Ultimately, in Middlemarch, being blonde is not half as bad as being self-important and sanctimonious.  Poor Lydgate.

According to all the reviews, Rebecca Mead does an excellent job in her “bibliomemoir” (a genre I was completely unaware of until now!) of tracing her own ages and stages with the characters of Middlemarch.  I can’t wait to dig in.

Monday, February 3, 2014

Poem for a Monday

Last week's "Take Heart" poem is by a former classmate and fellow Mainer, Douglas Woodsum.  I remember Doug back-in-the-day, when we were 20-somethings gathered around the long, oval table of our college creative writing seminar.  It's been such a delight to read his wonderful poems through the years since then.
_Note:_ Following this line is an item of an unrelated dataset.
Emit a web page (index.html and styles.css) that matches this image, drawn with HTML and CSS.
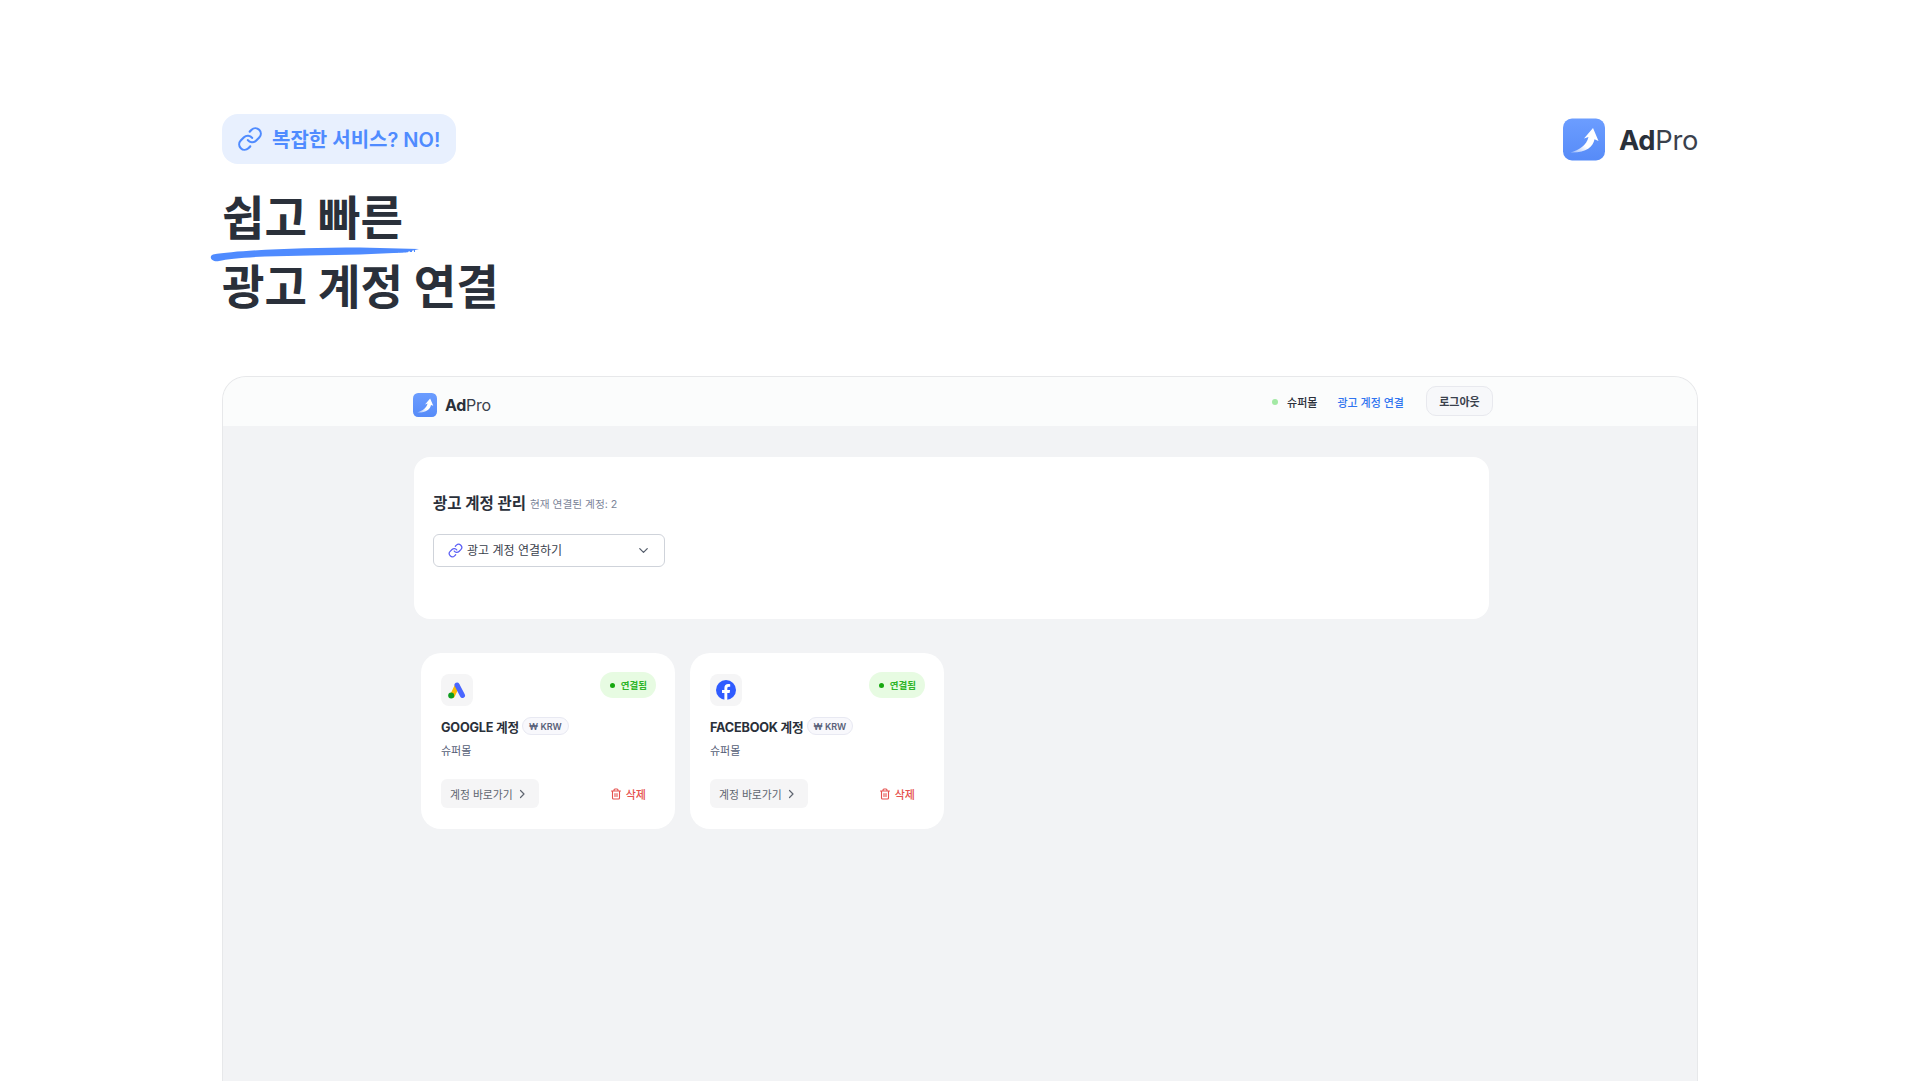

Doug lives, writes and teaches from his home in Smithfield, Maine.  Like last week's Subaru poem, this one could have been lifted from a page out of my own life.

Splitting Wood in Winter
by Douglas Woodsum

You'll need a barn with a big door, the old-
fashioned kind that hangs on wheels, slides open
Down a track. You'll need a bare bulb, the sun
having sunk before your return from work.
You'll need a splitting maul (the ax always
gets stuck), a medieval weapon perfect
for pillaging heat from the heart of hardwood.
You can plug in the portable radio
or just listen to the hush of the swing
then thwack ... or thoonk, the soft clinks or cloonks
of the splits falling from the chopping block
onto the old, thick, scarred floorboards of the barn
You'll need your hands to rip apart pieces
still connected by strips of unsplit wood.
You'll need to load the canvas carrier
thrice, enough to survive the dead of night.
You won't need reminding, "Splitting wood
warms you twice: once chopping it, once burning it."
You'll smile, walking through the cold, back to the house,
your hot breath a harbinger of wood smoke.